Opinions - 16.09.2019

Ahmed Friaa : La Tunisie face à une situation où prime l'aventurisme et plane le risque d'une société encore plus divisée

Ahmed Friaa : La Tunisie face à une situation où prime l'aventurisme et plane le risque d'une société encore plus divisée
Commentant les résultats préliminaires du premier tour de l’élection présidentielle en Tunisie, l’universitaire et ancien ministre Ahmed Friaa, s’interroge «comment se dessaisir de cette maladie que constitue "l'égo hypertrophié" ?». Déplorant l’absence de sagesse, ce qui a conduit à la dispersion des voix et au désarroi des Tunisiens, il craint l’approfondissement des lignes de fractures au sein de la société tunisienne. Opinion.
 
Aujourd'hui, comme de nombreux tunisiens, je suis triste pour mon pays.
J'ai peur en effet qu'il rate de nouveau une bonne occasion pour sortir de cette situation quelque peu paradoxale, qui fait que les principales revendications de la population sont à connotation socio-économique alors que les raisons qui freinent la réponse à ces revendications légitimes sont essentiellement d'ordre politique et culturel. A mon humble avis, notre pays aura du mal à s'en sortir dans le cadre du système politique actuel, qui se trouve être chargé d'erreurs logiques et de contradictions. Il ne pourra non plus s'en sortir sans une véritable politique culturelle à même de changer les mentalités et faire en sorte que priment l'intérêt général, le goût d'entreprendre, l'esprit d'initiative et l'aspiration vers l'excellence.
Je ne connais pas personnellement les deux candidats qui, selon les résultats provisoires, semblent appelés à s'affronter au deuxième tour et je ne peux que les féliciter pour la confiance placée en eux par les électeurs qui les ont choisis.

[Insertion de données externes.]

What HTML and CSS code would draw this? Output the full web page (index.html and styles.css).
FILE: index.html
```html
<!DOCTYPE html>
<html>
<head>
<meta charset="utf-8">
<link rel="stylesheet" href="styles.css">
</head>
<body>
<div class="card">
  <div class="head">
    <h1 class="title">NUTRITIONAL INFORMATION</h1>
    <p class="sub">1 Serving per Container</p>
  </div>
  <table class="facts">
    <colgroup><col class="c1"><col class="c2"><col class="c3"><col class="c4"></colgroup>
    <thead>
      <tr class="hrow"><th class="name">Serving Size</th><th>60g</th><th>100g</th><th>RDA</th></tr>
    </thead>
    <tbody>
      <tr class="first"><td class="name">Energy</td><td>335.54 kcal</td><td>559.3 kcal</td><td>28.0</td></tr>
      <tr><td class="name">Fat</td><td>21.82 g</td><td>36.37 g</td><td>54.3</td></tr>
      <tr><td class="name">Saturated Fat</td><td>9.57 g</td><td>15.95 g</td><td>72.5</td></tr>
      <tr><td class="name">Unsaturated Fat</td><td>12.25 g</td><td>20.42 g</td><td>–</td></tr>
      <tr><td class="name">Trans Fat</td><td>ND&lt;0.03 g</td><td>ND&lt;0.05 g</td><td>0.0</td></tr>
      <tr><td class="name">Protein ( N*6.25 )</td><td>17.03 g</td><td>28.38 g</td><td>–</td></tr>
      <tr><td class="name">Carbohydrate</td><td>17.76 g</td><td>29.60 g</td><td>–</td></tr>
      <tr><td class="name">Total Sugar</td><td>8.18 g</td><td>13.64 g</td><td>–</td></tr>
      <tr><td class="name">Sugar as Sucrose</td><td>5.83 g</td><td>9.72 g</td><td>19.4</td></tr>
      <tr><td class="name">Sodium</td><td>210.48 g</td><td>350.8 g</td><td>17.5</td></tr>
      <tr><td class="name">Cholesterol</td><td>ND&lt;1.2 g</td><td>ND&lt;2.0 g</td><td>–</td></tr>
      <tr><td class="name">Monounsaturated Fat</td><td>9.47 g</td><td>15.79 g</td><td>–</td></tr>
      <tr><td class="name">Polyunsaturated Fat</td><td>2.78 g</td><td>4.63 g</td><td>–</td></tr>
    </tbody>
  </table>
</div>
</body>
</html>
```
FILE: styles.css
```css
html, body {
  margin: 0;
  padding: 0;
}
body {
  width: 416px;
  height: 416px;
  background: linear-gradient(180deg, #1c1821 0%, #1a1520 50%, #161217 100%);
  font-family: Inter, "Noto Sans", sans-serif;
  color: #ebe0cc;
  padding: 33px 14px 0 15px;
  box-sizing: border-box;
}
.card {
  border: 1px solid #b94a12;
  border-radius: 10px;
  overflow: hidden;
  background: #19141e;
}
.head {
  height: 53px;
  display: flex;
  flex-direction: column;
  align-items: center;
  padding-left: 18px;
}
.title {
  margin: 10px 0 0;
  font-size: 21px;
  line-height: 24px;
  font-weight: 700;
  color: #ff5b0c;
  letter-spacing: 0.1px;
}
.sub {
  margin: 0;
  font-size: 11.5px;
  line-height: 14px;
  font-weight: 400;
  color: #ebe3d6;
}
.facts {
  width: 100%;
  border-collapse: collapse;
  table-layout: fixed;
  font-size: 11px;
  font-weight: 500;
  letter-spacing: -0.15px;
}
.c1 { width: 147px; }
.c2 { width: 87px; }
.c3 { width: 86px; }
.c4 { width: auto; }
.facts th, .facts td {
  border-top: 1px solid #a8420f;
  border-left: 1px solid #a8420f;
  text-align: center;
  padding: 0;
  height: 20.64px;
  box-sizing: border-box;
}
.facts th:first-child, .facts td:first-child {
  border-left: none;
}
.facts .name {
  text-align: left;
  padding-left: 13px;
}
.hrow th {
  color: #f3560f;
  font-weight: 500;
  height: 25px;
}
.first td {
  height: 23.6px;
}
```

En revanche, je voudrais rappeler qu'avec d'autres patriotes, je me suis attelé, tout au long de ces dernières années, à convaincre les principaux responsables des partis centristes de la nécessité de s'unir autour d'une plateforme politique qui pourrait constituer un dénominateur commun, de nature à permettre la relève des nombreux et redoutables défis auxquels se trouve confronté notre pays. Ce qui aurait conduit naturellement au choix d'un candidat unique représentant l'ensemble des sensibilités au sein de cette grande famille qui représente une bonne majorité au sein du corps électoral, à condition que chacun fasse l'effort de se dessaisir de cette maladie que constitue "l'égo hypertrophié" 
Malheureusement, cette voix de la sagesse n'a pas été entendue. Ce qui a conduit à une dispersion des voix, au désarroi de nombreux citoyens, faisant perdre au pays une bonne occasion pour éviter de se trouver face à une situation où priment l'aventurisme et plane le risque d'une société encore plus divisée, regardant davantage vers le passé, au moment où le monde alentour , dominé par le savoir, avance à toute vitesse.
Plus que jamais me paraît aujourd'hui pertinente la célèbre citation du mathématicien et révolutionnaire français, Condorcet, qui disait :
"Un peuple qui n'est pas éclairé par des philosophes est trompé par des charlatans !" 
Et que Dieu préserve notre chère Tunisie.